Given that the Mandela Effect is—as Flynn redundantly demonstrates—a repository of weird evidence of something akin to retrocausality that simply can’t be explained away by armchair debunkers on Reddit, it soon becomes obvious that we don’t need science to substantiate the idea that we’re not in a real world but merely the dream of one.

In other words, this one paranormal phenomenon is medicine strong enough to clear away the distracting cobwebs of overweening reason and empower us to experience gnosis, or deeper knowledge (what I like to call “innderstanding”), of the world not as we’re taught it is but as it actually is.

Seen through the clarifying lens of the Mandela Effect, the “reality” we inhabit stands out as what can only be a thoroughly simulated holographic construct. Personally, given all the confusing and triggering baggage attached to much of the verbiage on this subject, in lieu of “simulation” or “simulacrum,” I prefer to call this construct a dreamscape.
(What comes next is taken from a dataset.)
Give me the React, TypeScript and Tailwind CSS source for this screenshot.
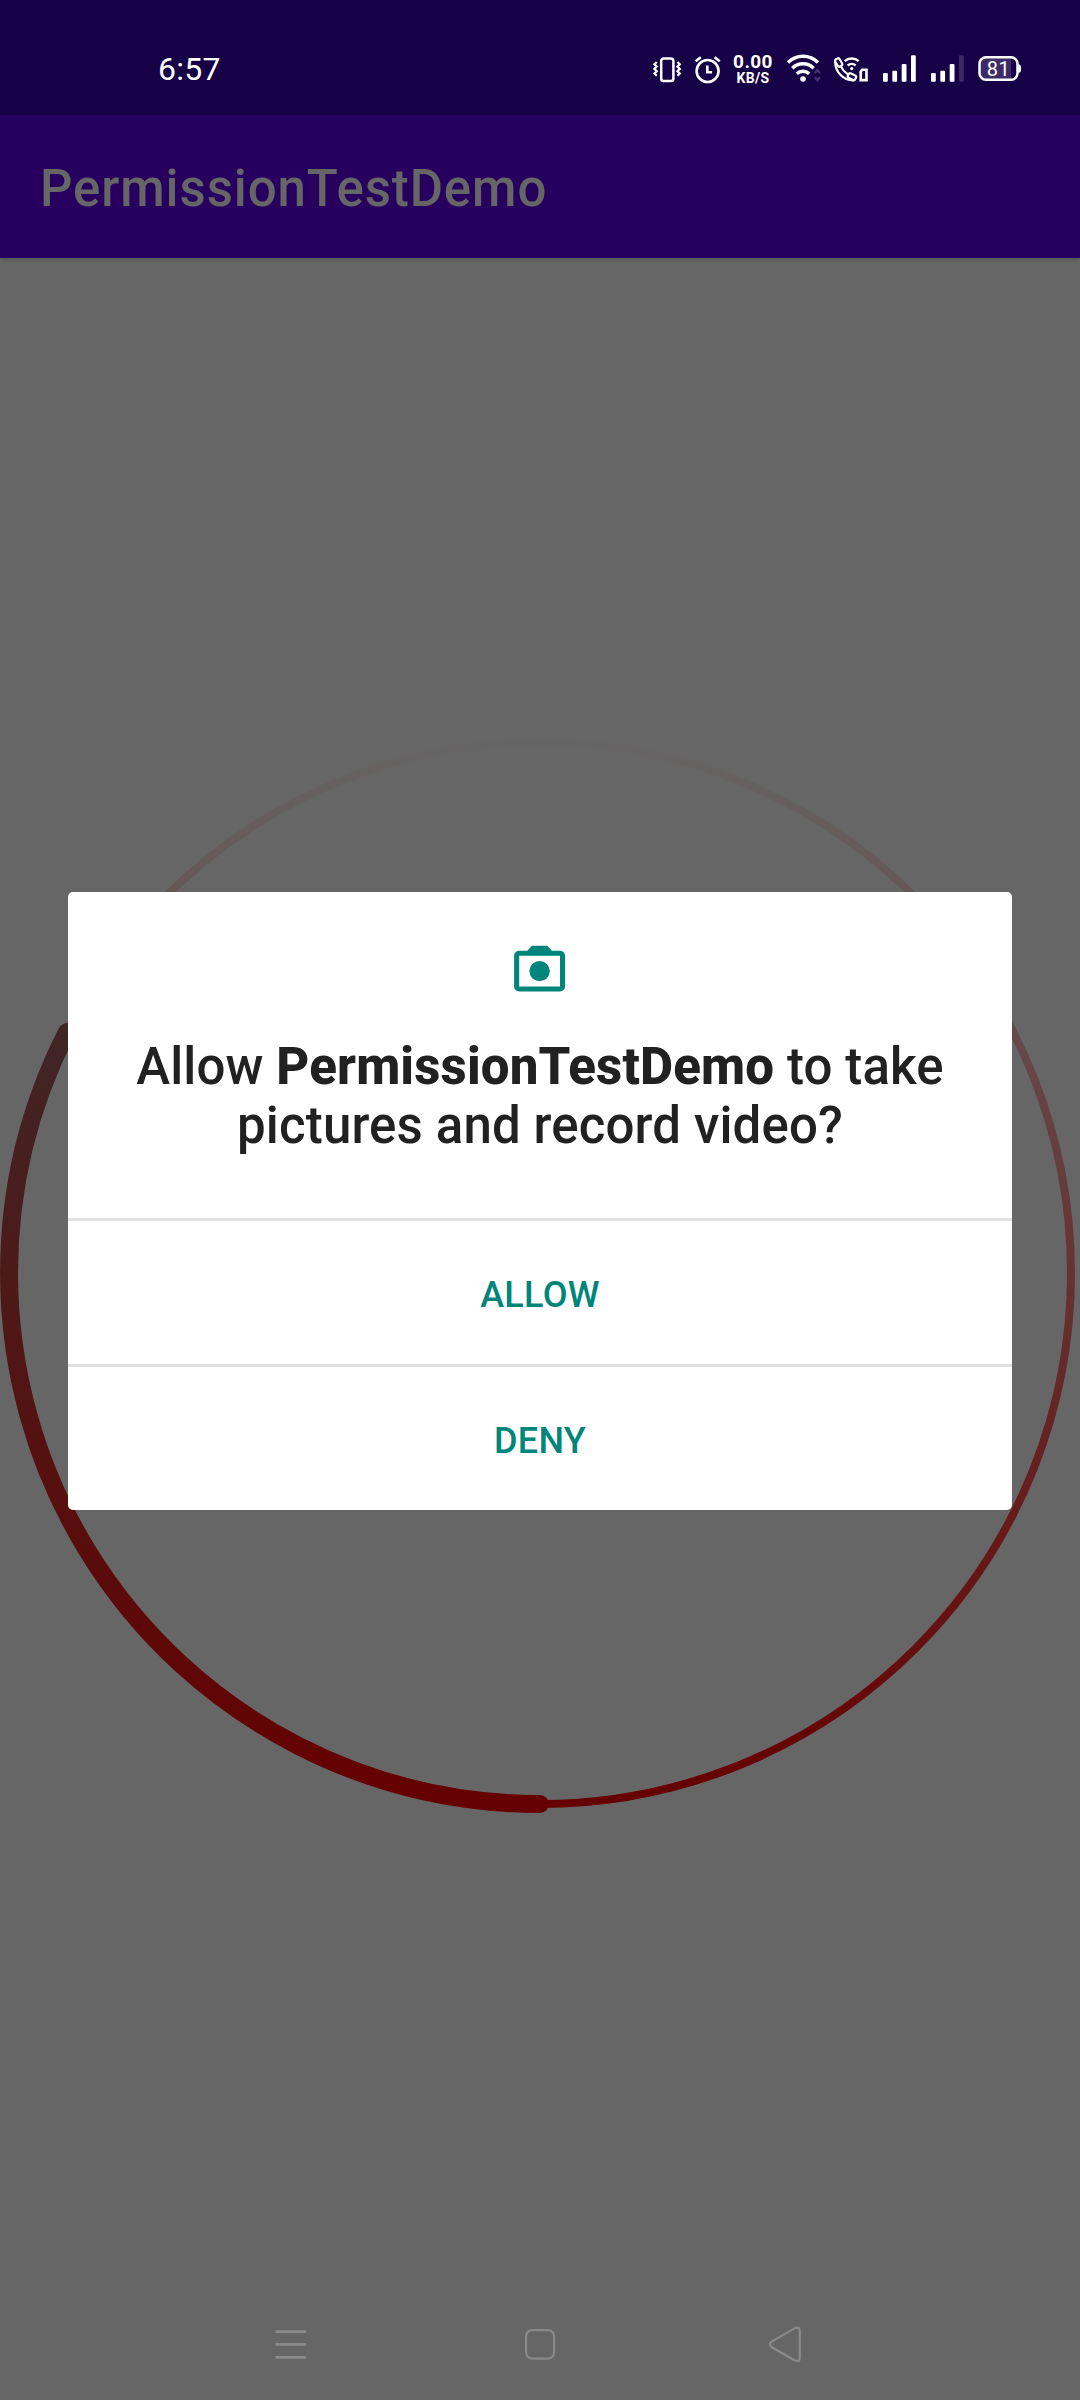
import React from "react";

const VibrateIcon = () => (
  <svg className="ml-[431px] h-[32px] w-[30px] shrink-0" viewBox="652 53 30 32" fill="none" stroke="#fff">
    <rect x="661.2" y="58.4" width="12.2" height="22.6" rx="2.6" strokeWidth="2.5" />
    <path d="M656.8 62l-2.4 2.3 2.4 2.3-2.4 2.3 2.4 2.3-2.4 2.3 2.4 2.3M677.4 62l2.4 2.3-2.4 2.3 2.4 2.3-2.4 2.3 2.4 2.3-2.4 2.3" strokeWidth="2.2" />
  </svg>
);

const AlarmIcon = () => (
  <svg className="ml-[12px] h-[32px] w-[28px] shrink-0" viewBox="694 53 28 32" fill="none" stroke="#fff">
    <circle cx="707.6" cy="71" r="11" strokeWidth="2.6" />
    <path d="M695.6 61.2l5.2-3.9M719.8 61.2l-5.2-3.9" strokeWidth="2.6" />
    <path d="M707.3 65.5v6.7h4.8" strokeWidth="2.6" />
  </svg>
);

const WifiIcon = () => (
  <svg className="ml-[12px] h-[32px] w-[36px] shrink-0" viewBox="786 53 36 32" fill="none" stroke="#fff">
    <path d="M788 62.4a21.5 21.5 0 0 1 30 0" strokeWidth="3.5" />
    <path d="M792.3 68.2a15 15 0 0 1 21.4 0" strokeWidth="3.5" />
    <path d="M796.8 73.8a9 9 0 0 1 12.4 0" strokeWidth="3.5" />
    <circle cx="803" cy="79" r="2.8" fill="#fff" stroke="none" />
    <path d="M814.8 73.2l2.6-3.1 2.6 3.1M814.8 77.2l2.6 3.1 2.6-3.1" stroke="#463370" strokeWidth="2.2" />
  </svg>
);

const WifiCallIcon = () => (
  <svg className="ml-[11px] h-[32px] w-[36px] shrink-0" viewBox="833 53 36 32" fill="none" stroke="#fff">
    <g strokeWidth="2.2" strokeLinecap="round">
      <rect x="836.2" y="58.4" width="5" height="8.2" rx="1.8" transform="rotate(-30 838.7 62.5)" />
      <rect x="847.8" y="74.2" width="8.2" height="5" rx="1.8" transform="rotate(28 851.9 76.7)" />
      <path d="M835.2 62.500C835.400 71.800 843.600 80.600 853 80.400" />
      <path d="M841 66.600q2.200 4.600 6.600 7.500" />
    </g>
    <path d="M844.700 61.200a10.500 10.500 0 0 1 14 0M847.700 65.500a6 6 0 0 1 8 0" strokeWidth="2.400" />
    <circle cx="851.700" cy="68.600" r="1.600" fill="#fff" stroke="none" />
    <path d="M860.700 71.600l1.500-1.900h4.300v10.400h-5.800z" strokeWidth="2.600" />
  </svg>
);

const bars = [
  { x: 1, y: 20, h: 8.7 },
  { x: 10.3, y: 17.7, h: 11 },
  { x: 19.7, y: 11, h: 17.7 },
  { x: 29, y: 2.3, h: 26.4 },
];

const SignalIcon = ({ level }: { level: number }) => (
  <svg className="h-[32px] w-[36px] shrink-0" viewBox="0 0 36 32">
    {bars.map((b, i) => (
      <rect key={b.x} x={b.x} y={b.y} width="4.8" height={b.h} rx="1" fill={i < level ? "#fff" : "#3c2964"} />
    ))}
  </svg>
);

const BatteryIcon = () => (
  <div className="relative ml-[12px] flex h-[32px] w-[44px] shrink-0">
    <svg className="absolute inset-0" width="44" height="32" viewBox="978 53 44 32">
      <path d="M985 58h26v21h-26a5 5 0 0 1-5-5v-11a5 5 0 0 1 5-5z" fill="#3d2a66" />
      <rect x="979.5" y="57.3" width="38" height="22.4" rx="6.5" fill="none" stroke="#fff" strokeWidth="2.5" />
      <path d="M1018.3 64q2.7.5 2.7 2.5v4q0 2-2.7 2.5z" fill="#fff" />
    </svg>
    <span className="relative w-[41px] pt-[5px] text-center text-[20px] leading-[22px] tracking-[0.5px]">81</span>
  </div>
);

const StatusBar = () => (
  <header className="flex h-[115px] items-start bg-[#160046] pt-[53px] text-white">
    <span className="ml-[158px] h-[32px] w-[63px] text-[32px] leading-[32px] tracking-[0.3px] whitespace-nowrap">6:57</span>
    <VibrateIcon />
    <AlarmIcon />
    <div className="ml-[10px] flex w-[42px] flex-col items-center font-bold">
      <span className="text-[19px] leading-[18px] tracking-[0.4px]">0.00</span>
      <span className="text-[14px] leading-[14px] tracking-[0.3px]">KB/S</span>
    </div>
    <WifiIcon />
    <WifiCallIcon />
    <div className="ml-[13px] flex gap-[12px]">
      <SignalIcon level={4} />
      <SignalIcon level={3} />
    </div>
    <BatteryIcon />
  </header>
);

/* Track and progress arc; both fade vertically across the ring's bounds. */
const ProgressRing = () => (
  <svg className="mt-[474px] h-[1082px] w-[1080px] shrink-0" viewBox="0 732 1080 1082" fill="none">
    <defs>
      <linearGradient id="track" gradientUnits="userSpaceOnUse" x1="0" y1="742" x2="0" y2="1804">
        <stop offset="0" stopColor="#666565" />
        <stop offset="1" stopColor="#660000" />
      </linearGradient>
      <linearGradient id="progress" gradientUnits="userSpaceOnUse" x1="0" y1="742" x2="0" y2="1804">
        <stop offset="0" stopColor="#333333" />
        <stop offset="1" stopColor="#660000" />
      </linearGradient>
    </defs>
    <circle cx="540" cy="1273" r="531" stroke="url(#track)" strokeWidth="8" />
    <path d="M540 1804A531 531 0 0 1 66.9 1032" stroke="url(#progress)" strokeWidth="18" strokeLinecap="round" />
  </svg>
);

const PermissionDialog = () => (
  <section
    role="dialog"
    className="absolute top-[892px] left-[68px] flex h-[618px] w-[944px] flex-col items-center rounded-[5px] bg-white"
  >
    <svg className="mt-[46px] h-[61.2px] w-[61.2px] shrink-0" viewBox="0 0 24 24">
      <path
        fill="#00857a"
        fillRule="evenodd"
        d="M9 3h6l1.83 2H20a2 2 0 0 1 2 2v12a2 2 0 0 1-2 2H4a2 2 0 0 1-2-2V7a2 2 0 0 1 2-2h3.17zM4 7v12h16V7z"
      />
      <circle cx="12" cy="13" r="4" fill="#00857a" />
    </svg>
    <h2 className="mt-[37.5px] h-[181px] text-center text-[51px] leading-[59.3px] font-medium tracking-[0.14px] whitespace-nowrap text-[#212121]">
      Allow <b className="font-extrabold">PermissionTestDemo</b> to take
      <br />
      pictures and record video?
    </h2>
    <button className="h-[146px] w-full border-t-[3px] border-[#e0e0e0] pt-[5px] text-[36px] font-medium tracking-[0.3px] text-[#00857a]">
      ALLOW
    </button>
    <button className="h-[146px] w-full border-t-[3px] border-[#e0e0e0] pt-[5px] text-[36px] font-medium tracking-[0.3px] text-[#00857a]">
      DENY
    </button>
  </section>
);

const NavigationBar = () => (
  <nav className="mt-auto flex h-[112px] items-center pl-[274px]">
    <svg width="34" height="38" viewBox="274 2325 34 38" stroke="#8a8a8a" strokeWidth="2.8">
      <path d="M275.6 2331.7h30.6M275.6 2344.3h30.6M275.6 2357.3h30.6" />
    </svg>
    <svg className="ml-[215px]" width="34" height="38" viewBox="523 2325 34 38" fill="none" stroke="#8a8a8a" strokeWidth="2.2">
      <rect x="526.1" y="2330.1" width="28" height="28.5" rx="6" />
    </svg>
    <svg className="ml-[210px]" width="36" height="38" viewBox="767 2325 36 38" fill="none" stroke="#8a8a8a" strokeWidth="2.2">
      <path d="M771.5 2341.6l22.5-13q5.7-2.7 5.8 1.7v28q-.1 4.4-5.8 1.7l-22.5-13q-3-2.7 0-5.4z" />
    </svg>
  </nav>
);

export default function App() {
  return (
    <main className="relative flex h-[2400px] w-[1080px] flex-col overflow-hidden bg-[#666666] font-[Roboto,sans-serif]">
      <StatusBar />
      <div className="relative flex h-[143px] shrink-0 items-center bg-[#27005f] pt-[5px] pl-[40px] shadow-[0_1px_5px_rgba(0,0,0,0.2)]">
        <h1 className="text-[51px] leading-[60px] font-medium tracking-[0.9px] text-[#666666]">PermissionTestDemo</h1>
      </div>
      <ProgressRing />
      <NavigationBar />
      <PermissionDialog />
    </main>
  );
}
To determine whether and to what extent you may be Mandela Effected in this dreamscape, take a moment to respond to these thirteen questions related to Mandela Effects covered in-depth in THE MANDELA DILEMMA …

Is it 1) “Mirror, mirror on the wall” or 2) “Magic mirror on the wall”?

Does the Thinker in Rodin’s famous statue 1) clench his fist to his forehead or 2) rest his chin on a relaxed fist?

Does C3PO have 1) two gold legs or 2) one silver one from the knee down?

Is Britney Spears’ miniskirt in the iconic video for her 1998 debut single “Baby One More Time” 1) plaid or 2) black?

Is it the 1) Flinstones or the 2) Flintstones?

Is the correct title 1) THE GRINCH WHO STOLE CHRISTMAS or 2) HOW THE GRINCH STOLE CHRISTMAS?

Does Mr. Monopoly 1) wear or 2) not wear a monocle?

Does the logo for Fruit of the Loom 1) have or 2) not have a cornucopia?

Is the famous line from CROCODILE DUNDEE 1) “That’s not a knife, this is a knife” or 2) “That’s not a knife, that’s a knife”?

Is it 1) INTERVIEW WITH A VAMPIRE or 2) INTERVIEW WITH THE VAMPIRE?

Is the correct spelling 1) Looney Toons or 2) Looney Tunes?

Is Doc Holiday’s famous line from TOMBSTONE 1) “I’ll be your huckleberry” or 2) “I’m your huckleberry”?

Is the correct name for this celebrated actress 1) Sally Fields or 2) Sally Field?